Opinion
Opinion By: Daniel Cameron,Attorney General;Michelle D. Harrison,Assistant Attorney General
Open Records Decision
On July 2, 2020, inmate Christian Goins ("Appellant") requested from the Complex a copy of "the documents on JPay for legal purposes" from Michelle Goins dated June 17, 2020. The Complex received his request on July 7, 2020, and issued a timely response on July 13, 2020 under KRS 197.025(7), which requires correctional facilities to respond to an inmate's request for records within five business days of receipt of the request. The Complex denied his request under KRS 61.878(1)(p) because "JPay personal emails and photos are communications of a purely personal nature unrelated to any governmental function." However, on appeal, the Complex also invoked KRS 197.025(1), incorporated into the Act by KRS 61.878(1)(l), and successfully justified its denial on that basis.
As a threshold matter, this Office recently determined that JPay e-mails exchanged between inmates and private parties are generally not "public records" within the meaning of KRS 61.870(2). See, e.g. , 20-ORD-109 (copy enclosed). In that decision, this Office determined that JPay e-mails exchanged between private parties and inmates may become public records if, for example, they are "used" by a correctional facility for an administrative purpose.
Here, the Complex has admitted that it "used" the requested e-mail for an administrative purpose. The Complex explained that the Warden has reviewed the specific message at issue and "determined that a copy of the message cannot be provided because it is a security risk to have the message on the yard at" the Complex. The Warden further confirmed that the Complex requested JPay staff to block access to Ms. Goins' message because it "contained information about what medication might show a false positive for drug tests." The Complex stated that permitting inmates to access such information "is expected to cause further issues with inmates using illegal substances and trying to obtain medication to disguise this use putting themselves, other inmates, and staff at risk." Accordingly, the Complex "used" the requested e-mail, by reviewing its content to determine whether Appellant was taking any of the medications identified, by taking administrative action to block the distribution of the message, and by taking appropriate security measures in response to the information the Complex learned from reviewing the e-mail. Therefore, the requested e-mail is a "public record" within the meaning of the Act because the Complex used it for an administrative purpose. KRS 61.870(2).

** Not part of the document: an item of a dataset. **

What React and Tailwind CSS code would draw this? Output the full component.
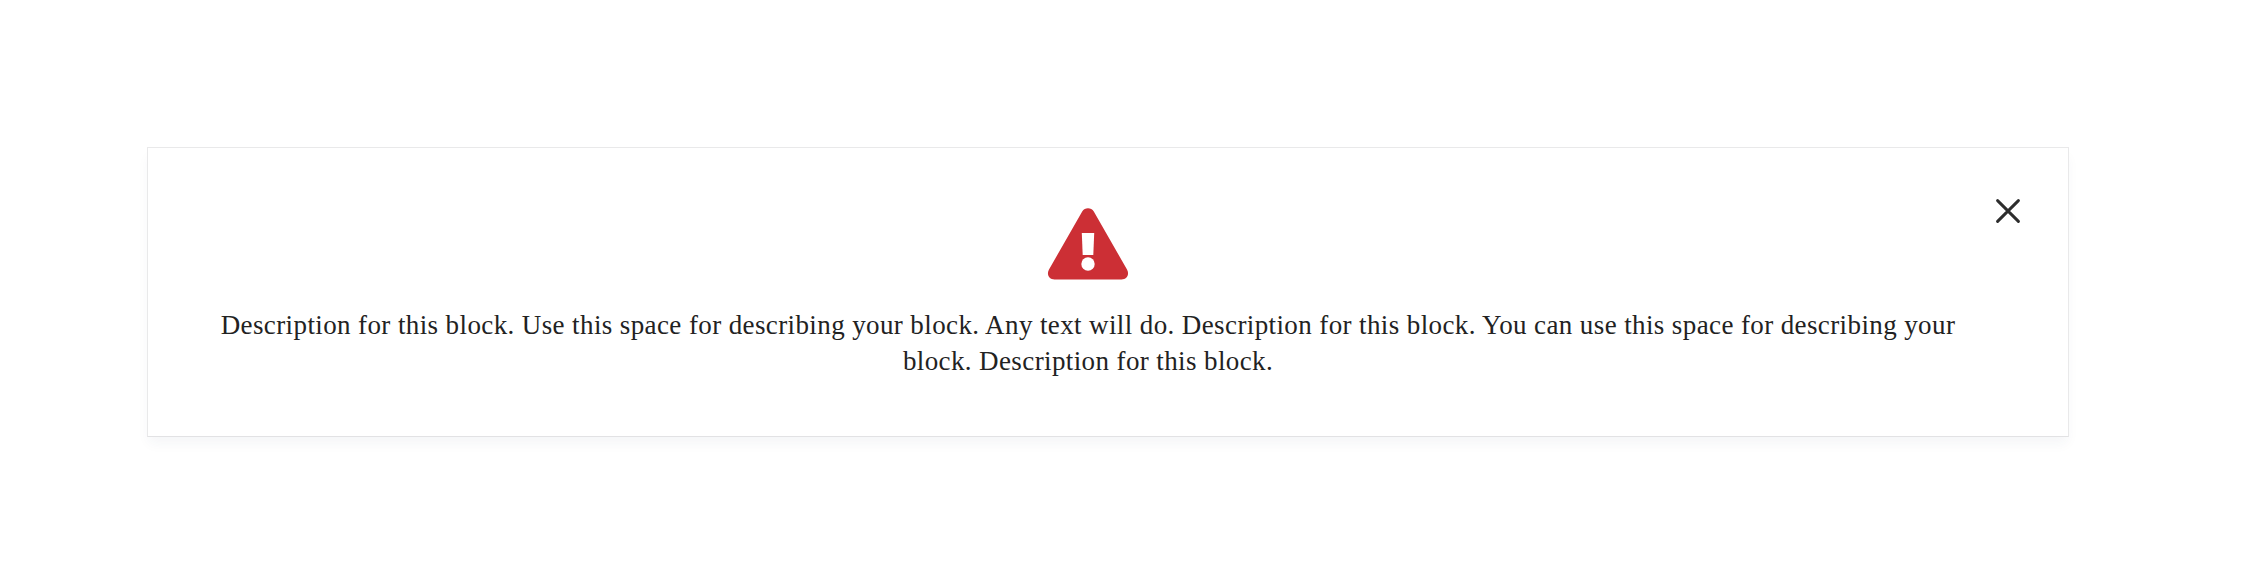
function WarningIcon() {
  return (
    <svg className="block h-[72px] w-[82px]" viewBox="0 0 82 72" aria-hidden="true">
      <path
        fill="#cc2f35"
        d="M35.2 3.5C37.8-.7 44.2-.7 46.8 3.5L80 61.5C82.8 66.3 79.8 71.5 74.5 71.5H7.5C2.2 71.5-.8 66.3 2 61.5Z"
      />
      <path fill="#fff" d="M34.8 25h12.4l-.9 22H35.7Z" />
      <circle cx="41" cy="56" r="6.7" fill="#fff" />
    </svg>
  );
}

function CloseIcon() {
  return (
    <svg className="block size-6" viewBox="0 0 24 24" aria-hidden="true">
      <path d="M1.6 1.6 22.4 22.4M22.4 1.6 1.6 22.4" fill="none" stroke="#2d2d2d" strokeWidth="2.9" strokeLinecap="round" />
    </svg>
  );
}

export default function App() {
  return (
    <main className="h-[588px] w-[2266px] bg-white pt-[147px] pl-[147px]">
      <section className="flex h-[290px] w-[1922px] items-start border border-[#e9e9ea] border-b-[#e2e2e4] bg-white pr-[48px] pl-[72px] shadow-[0_8px_12px_-2px_rgba(40,50,90,0.05)]">
        <div className="flex w-[1736px] flex-col items-center pt-[60px]">
          <WarningIcon />
          <p className="mt-[27px] text-center font-['Palatino_Linotype',Palatino,'Liberation_Serif',serif] text-[27px] leading-[36px] tracking-[0.39px] whitespace-nowrap text-[#222]">
            Description for this block. Use this space for describing your block. Any text will do. Description for this block. You can use this space for describing your
            <br />
            block. Description for this block.
          </p>
        </div>
        <button type="button" aria-label="Close" className="mt-[51px] ml-auto">
          <CloseIcon />
        </button>
      </section>
    </main>
  );
}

Although the requested e-mail is a public record, the Complex was authorized to deny Appellant's request to maintain the security of the Complex. KRS 61.878(1)(l) authorizes public agencies to deny access to "[p]ublic records or information the disclosure of which is prohibited or restricted or otherwise made confidential by enactment of the General Assembly." Under KRS 197.025(1), "no person shall have access to any records if the disclosure is deemed by the commissioner of the department or his designee to constitute a threat to the security of the inmate, any other inmate, correctional staff, the institution, or any other person." KRS 197.025(1) grants the Commissioner of the Department of Corrections, or his designee, broad discretion to determine which records constitute a security threat to inmates, correctional staff, and correctional institutions if publicly disclosed.
The Act requires any response by a public agency denying a request for inspection of public records to include "a brief explanation of how the exception applies to the record withheld." KRS 61.880(1). At all times the public agency carries the burden of proof in justifying its denial. KRS 61.880(2)(c). Thus, the Complex was required to explain how disclosure of the records in dispute would constitute a threat to the security of "the inmate, any other inmate, correctional staff, the institution, or any other person." KRS 197.025(1). The Complex satisfied its burden by explaining that the e-mail provided information an inmate could use to challenge the validity of a drug test. Therefore, the Complex did not violate the Act by denying Appellant's request under KRS 197.025(1).
A party aggrieved by this decision may appeal it by initiating action in the appropriate circuit court pursuant to KRS 61.880(5) and KRS 61.882. Pursuant to KRS 61.880(3), the Attorney General shall be notified of any action in circuit court, but shall not be named as a party in that action or in any subsequent proceedings.